Sarah Palin's new TV network shows just how far her star has fallen

Palin was one of the biggest TV personalities of the decade. What went wrong?

Published July 28, 2014 5:45PM (EDT)

Credit where it's due:  Sarah Palin, who has just announced the launch of her subscription-based online video channel, is one of the most skilled, and resilient, TV stars of the past decade.

After her resignation as governor of Alaska in 2009, Palin pivoted seamlessly to television, where she served in an official capacity as a Fox News contributor and in an unofficial capacity as a shameless entertainer ready to take any gig; she showed up in the audience of "Dancing With the Stars" week after week as her daughter competed, and guest-hosted "Today." She had her own reality show on TLC, too. But no matter how often and widely she touted her on-air persona, her particular brand of charisma proved a little too spiky to really work in established TV contexts.

Her difficulties with Fox News have been widely reported. But across the dial, Palin never quite fit in. Brought in to boost "Today's" ratings for a day, Palin couldn't resist bringing up how she thought "Game Change" was based on lies about her -- a little too bilious a subject for a morning show. Working on reality TV, Palin basically ignored the vintage-sitcom family-reality-show template (one that's run from "The Osbournes" to "Duck Dynasty"). Everyone involved was so focused on projecting a postcard image of brave, hardy Alaskan pioneers that they forgot that actual events need to happen in order for television to be interesting. And Palin basically haunted "Dancing With the Stars," not only appearing in the audience but also making cameos in the lyrics, as several of the dance numbers young Bristol performed referring to a conservative mother ("You Can't Hurry Love," "Mama Told Me [Not to Come]"). Palin's daughter was an amiable blank, reflecting the light and heat generated by her mother rather than generating any of her own. This wasn't the way the show was meant to work -- the contestants, generally, are supposed to be charismatic on their own.

Palin clearly wants to be on television. But she wants to be a TV personality on her own terms.  Having tried reality TV shows and news programs of various stripes, Palin is now making TV that is part of no established genre besides "things that come from Sarah Palin's brain" --and asking her fan base to pay her $99.95 a year for the privilege of watching it.
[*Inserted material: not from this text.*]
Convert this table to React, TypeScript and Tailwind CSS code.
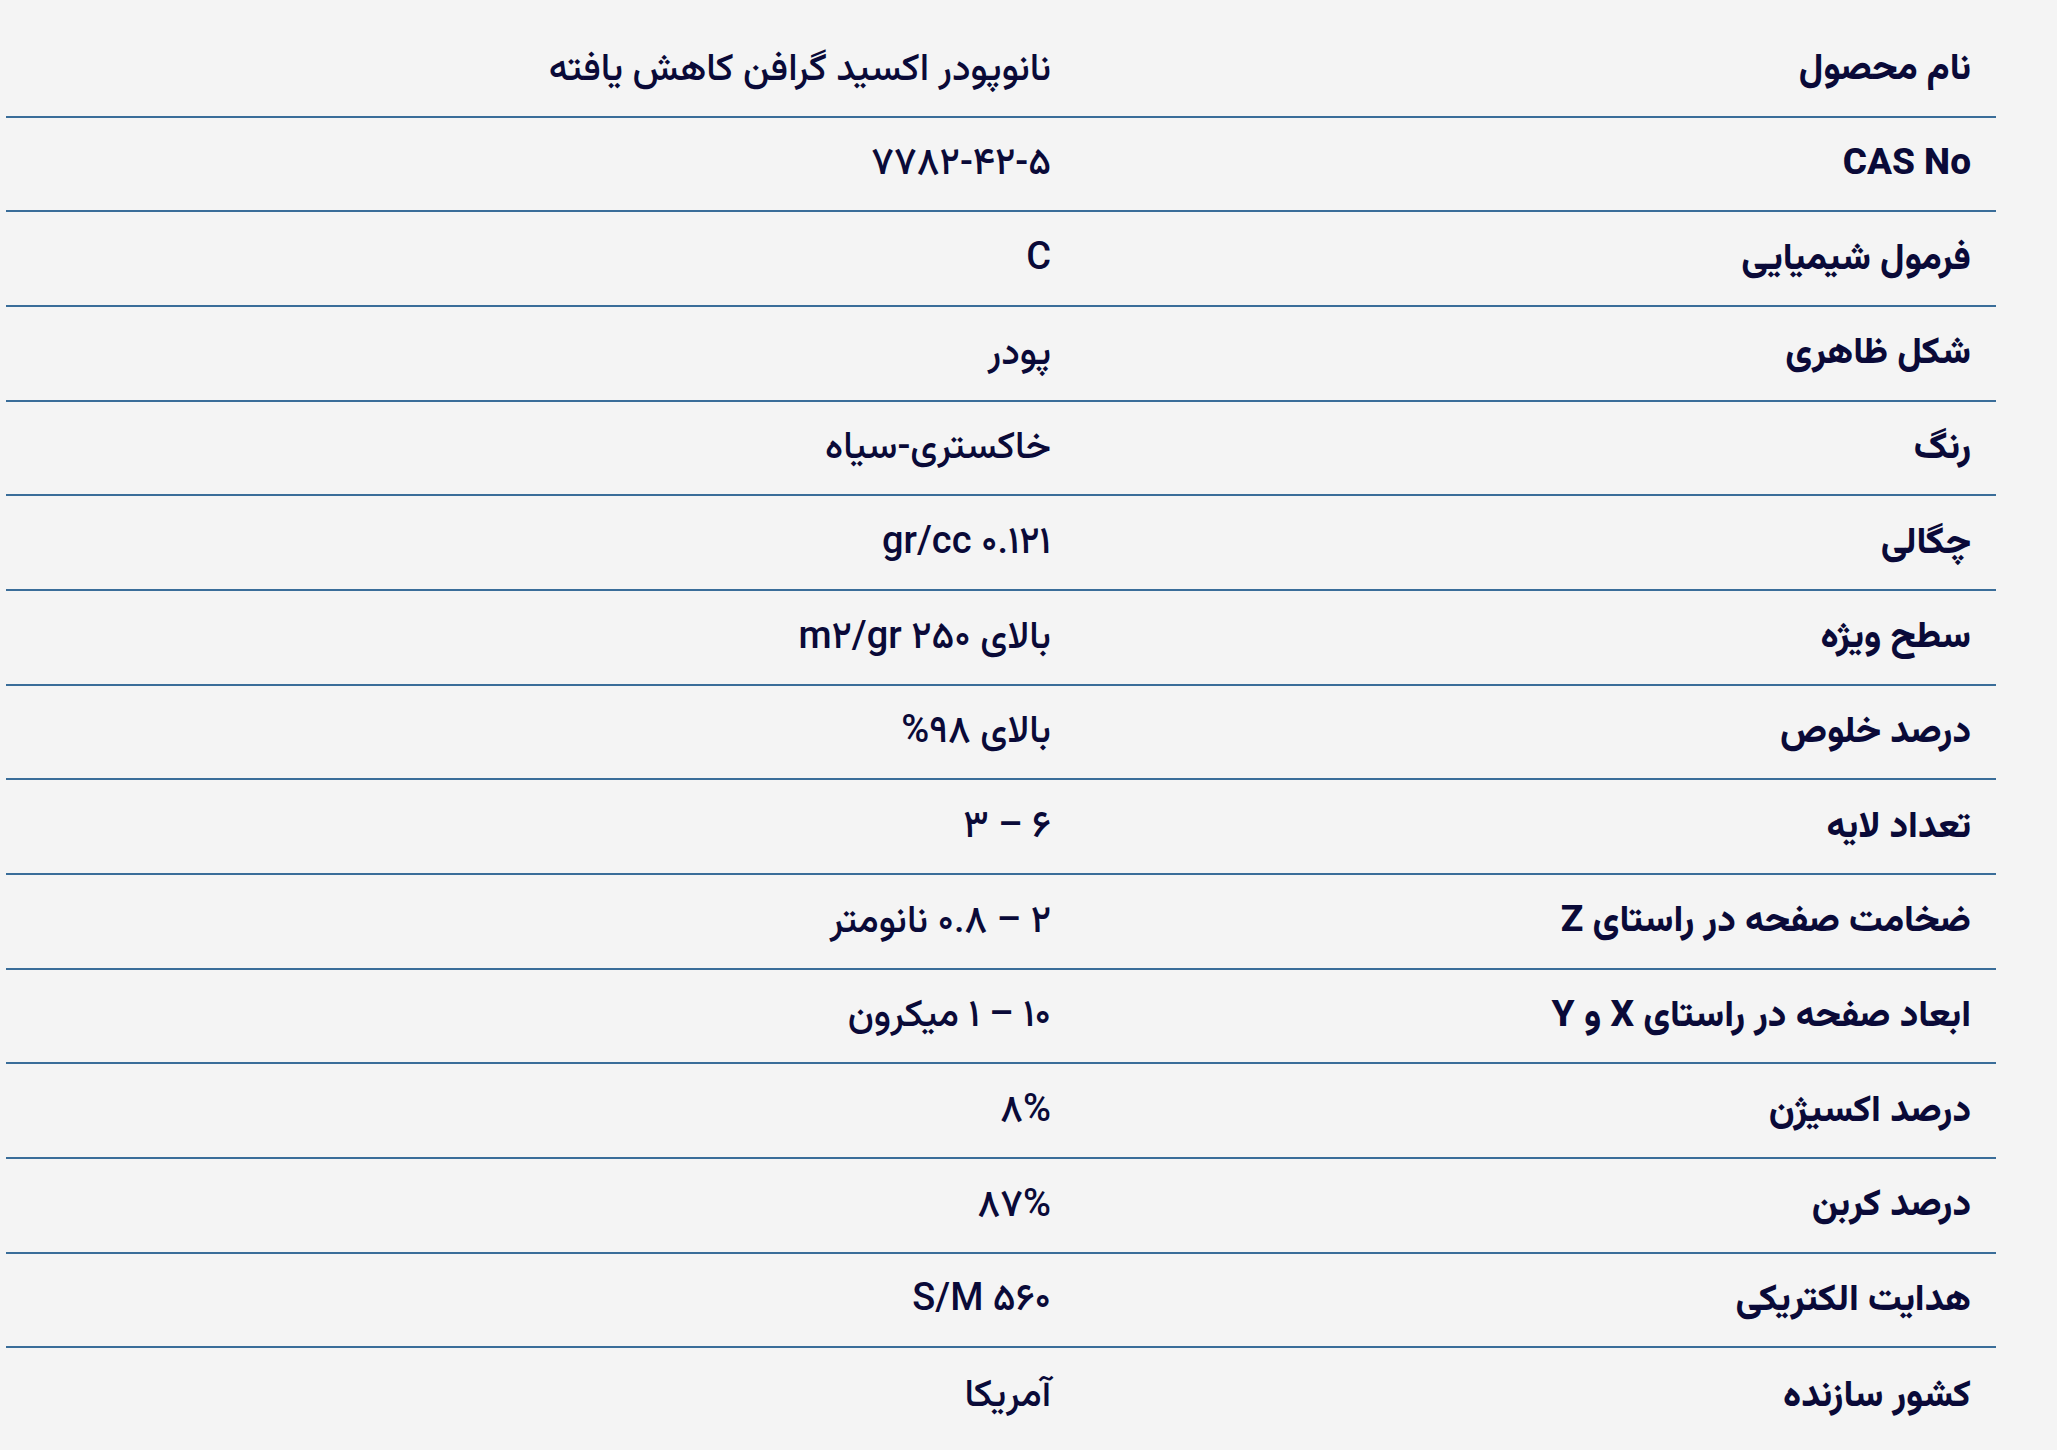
const rows: [string, string][] = [
  ['نام محصول', 'نانوپودر اکسید گرافن کاهش یافته'],
  ['CAS No', '۷۷۸۲-۴۲-۵'],
  ['فرمول شیمیایی', 'C'],
  ['شکل ظاهری', 'پودر'],
  ['رنگ', 'خاکستری-سیاه'],
  ['چگالی', '۰.۱۲۱ gr/cc'],
  ['سطح ویژه', 'بالای ۲۵۰ m۲/gr'],
  ['درصد خلوص', 'بالای ۹۸%'],
  ['تعداد لایه', '۶ – ۳'],
  ['ضخامت صفحه در راستای Z', '۲ – ۰.۸ نانومتر'],
  ['ابعاد صفحه در راستای X و Y', '۱۰ – ۱ میکرون'],
  ['درصد اکسیژن', '۸%'],
  ['درصد کربن', '۸۷%'],
  ['هدایت الکتریکی', '۵۶۰ S/M'],
  ['کشور سازنده', 'آمریکا'],
];

const SpecRow = ({ label, value, last }: { label: string; value: string; last: boolean }) => {
  return (
    <div
      className={`grid h-[94.67px] grid-cols-[920px_1fr] items-center pb-[5px] ${
        last ? '' : 'border-b-2 border-[#3a6d99]'
      }`}
    >
      <div className="pr-[25px] text-[37px] font-extrabold leading-none text-[#0a0a38]">{label}</div>
      <div className="pr-[25px] text-[38px] font-medium leading-none text-[#0a0a38]">{value}</div>
    </div>
  );
};

export default function App() {
  return (
    <div className="min-h-screen bg-[#f4f4f4] pt-[23px] font-['Roboto','Vazirmatn','Noto_Sans_Arabic','DejaVu_Sans',sans-serif]">
      <div dir="rtl" className="ml-[6px] w-[1990px]">
        {rows.map(([label, value], i) => (
          <SpecRow key={label} label={label} value={value} last={i === rows.length - 1} />
        ))}
      </div>
    </div>
  );
}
It seems like a waste of Palin's extensive charisma: She despises the mainstream media so much that she apparently isn't willing to play by its rules at all. As she says in the introduction to her "Sarah Palin Channel," here are plenty of political conservatives who willing to play the Fox News game and in so doing make a tidy living. Her introduction to the Sarah Palin Channel shows her speaking about how tired of "media filters" she is, over vintage photos from the 2008 presidential campaign. But she could put those media filters to use if she could only stop being defensive long enough to learn how to package her message for a broader audience.